Holy Joys Podcast

Heaven, the Resurrection of the Body, and Mourning as Christians (Repost)

April 28, 2022 Johnathan Arnold
Holy Joys Podcast
Heaven, the Resurrection of the Body, and Mourning as Christians (Repost)
Show Notes

In this episode, Johnathan Arnold and David Fry continue to discuss the church's happy anticipation of heaven and how it shapes our life in this world.

Quotes from Fry:

  • In the end, heaven is a place on earth. Earth doesn't comprehend earth, but heaven comprehends earth.
  • Simply put, heaven is the dwelling place of God.
  • We have so separated heaven and earth that it leads us to a view that we can trash earth before God trashes it. That is not at all an orientation that God allows us to have towards the earth. And that's very dangerous. Christians need to recover a better ecology.
  • My male body will be resurrected. We will be male or female eternally. We are not going to become angels. Jesus told us that there will be a particular way that we will be like angels, but that's not one of them.
  • Anticipating the loss of the things that we take pleasure in now seems more like hell than heaven.

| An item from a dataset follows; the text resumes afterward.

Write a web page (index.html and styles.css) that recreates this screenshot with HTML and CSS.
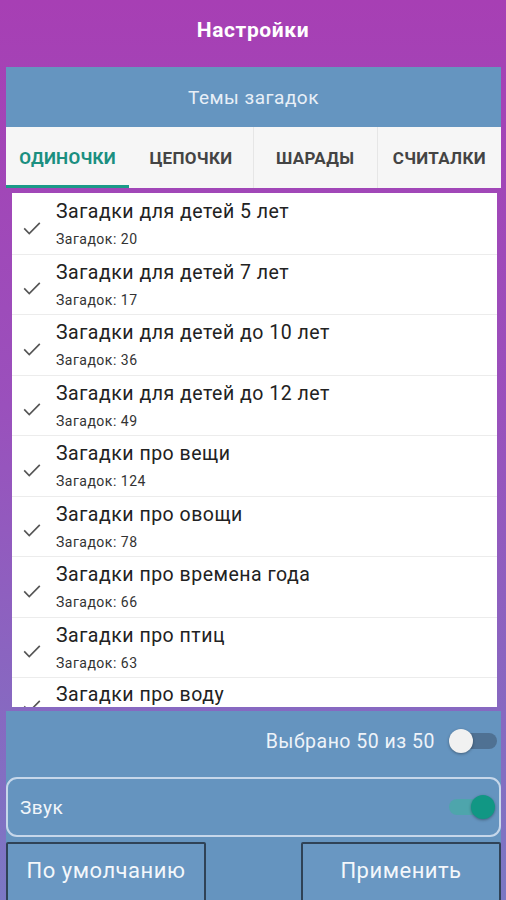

The popular visions of heaven and hell are reversed—where hell is the place where you party and have all of the best of human experiences that we can experience now, and heaven is a place where you lose all of those things. But heaven is not the loss of all these things, it is the fulfillment of them.
  • Whatever we have to say about heaven—as we study God's word and how Christian thinkers have reflected on it—we cannot leave out the importance of the resurrected, physical body of Christ which is the foundation of our faith. That's our starting point for thinking about things eternal, and that's a physical reality. That's where our physical theology has to start. But so many of our thoughts about heaven are spiritualized and disconnected and have really become more like fairytales than real, physical realities.
  • Prolonging life at any cost actually takes away from the sanctity of the passing of a saint. That approach is grounded in the lack of belief in a physical resurrection. We go to an extreme to preserve bodily life as if we've given up hope of a bodily resurrection.
  • In our great effort to prolong life, we actually end up making death worse than it is—more despairing.
  • We are pilgrims and exiles or strangers. We are passing through this age. Kings come and kings go. And that's not to say that these things have no importance. But the basic Christian confession that "Jesus is Lord" ought to run through all of our public faith. It ought to dictate everything we do—from voting to living under authorities that perhaps we didn't vote for.
  • Our thinking about heaven must translate into how we live in this world—a public faith that reflects careful, holy living and a passion for being creatures who are made in the image of God, conveying godliness. That has to be our guiding passion for thinking on these things.